Narasi sejarah dalam seksisme
Masih dalam kondisi yang emosi, saya teringah seorang Sufi perempuan Rabiah Al Adawiyah dalam perjalanannya menuju Mekkah. Ia berjalan sejauh ratusan kilometer demi bertemu sang kekasih di tanah suci. Namun setibanya di Mekka, ia justru tidak dapat memasuki masjid karena sedang menstruasi.
Dalam buku yang saya baca, meskipun masih berupa anekdot, dinarasikan bawah Rabiah ditolak sang kekasih untuk masuk ke dalam bangunan suci itu karena ia membawa najis pada tubuhnya. Betapa terpukul dan kecewanya rabiah, ia bahkan merasa mengapa tidak dapat seperti laki-laki yang memiliki waktu kapan saja untuk bercengkaram dengan Tuhan.
Sejenak merenungi ingatan itu, saya sempat berfikir mengapa Tuhan bisa seegois itu kepada makhluknya. Bukankah Dia adalah Tuhan semesta alam, yang merajai segalanya, artinya siapa saja berhak menyembah padaNya tanpa terkecuali. Baiklah saya berusaha merunut sejarah yang dialami Rabiah, kala itu belum ada pembalut yang dapat menampung darah haid secara maksimal, sehingga dikhawatirkan akan mengotori masjid.

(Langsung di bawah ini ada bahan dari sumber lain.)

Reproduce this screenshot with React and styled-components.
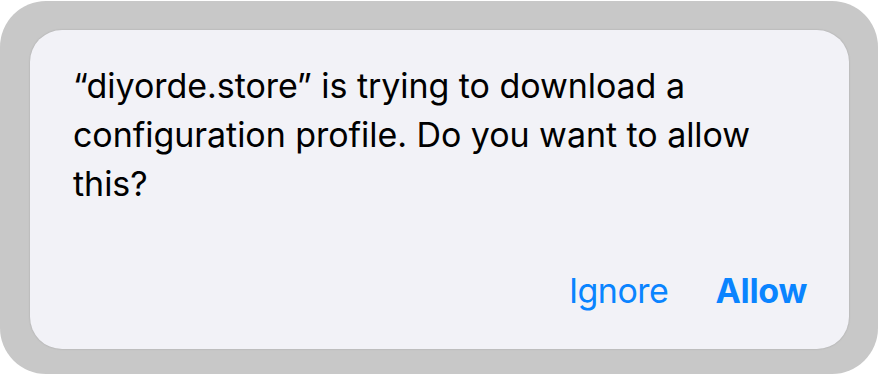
import React from 'react';
import styled, { createGlobalStyle } from 'styled-components';

const GlobalStyle = createGlobalStyle`
  html, body {
    margin: 0;
    padding: 0;
    background: #ffffff;
  }
  body {
    font-family: Inter, "Noto Sans", "Liberation Sans", sans-serif;
    -webkit-font-smoothing: antialiased;
  }
`;

const Frame = styled.div`
  box-sizing: border-box;
  width: 878px;
  height: 373px;
  margin-top: 1px;
  padding: 29px 29px 25px 30px;
  background: #c8c8c8;
  border-radius: 46px;
  display: flex;
`;

const Card = styled.div`
  flex: 1;
  display: flex;
  flex-direction: column;
  justify-content: space-between;
  background: #f2f2f7;
  border-radius: 32px;
  box-shadow: 0 0 2px rgba(0, 0, 0, 0.18);
  padding: 31px 42px 38px 43px;
`;

const Message = styled.p`
  margin: 0;
  max-width: 720px;
  font-size: 34px;
  line-height: 49px;
  color: #000;
  letter-spacing: -0.05px;
`;

const Actions = styled.div`
  display: flex;
  justify-content: flex-end;
  align-items: center;
  gap: 47px;
`;

const ActionButton = styled.button`
  border: 0;
  background: none;
  padding: 0;
  font-family: inherit;
  font-size: 34px;
  line-height: 40px;
  color: #0a84ff;
  font-weight: ${(p) => (p.$primary ? 700 : 400)};
  letter-spacing: ${(p) => (p.$primary ? '-0.3px' : '-0.5px')};
  cursor: pointer;
`;

export default function App() {
  return (
    <>
      <GlobalStyle />
      <Frame>
        <Card>
          <Message>
            “diyorde.store” is trying to download a configuration profile. Do you want to allow this?
          </Message>
          <Actions>
            <ActionButton>Ignore</ActionButton>
            <ActionButton $primary>Allow</ActionButton>
          </Actions>
        </Card>
      </Frame>
    </>
  );
}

Pun begitu dengan zaman nabi, namun berbeda dengan jaman sekarang. Pembalut sudah tersedia dengan kecanggihannya yang mampu menampung darah haid sehingga 0% kemungkinan akan bocor. Artinya, bukankah seharusnya perempuan juga memiliki tempat yang sama dengan laki-laki, benar ia tidak bisa salat tapi bukan berarti perempuan tidak dapat masuk masjid untuk sekedar dzikir atau berdoa bukan?
Kesetaraan oleh Nabi SAW
Pandangan seperti ini membawa saya pada pemikiran, mengapa sangat sulit bagi perempuan muslim untuk mendapatkan hak beribadah di rumah ibadah, bukankah dalam hadist disebutkan “Dan janganlah kalian menghalangi istri-istri kalian untuk ke masjid. Jika mereka meminta ijin pada kalian maka ijinkanlah,” riwayat Muslim.
Jelas sekali hadist itu menunjukan bahwa tidak seorang pun termasuk suami dapat menghalangi perempuan untuk ke masjid, jelas hadist ini sudah menempatkan perempuan pada kesetaraan dengan laki-laki. Namun mengapa masih saja tidak sulit menemukan ruang terbatas bagi perempuan saat di ruang salat?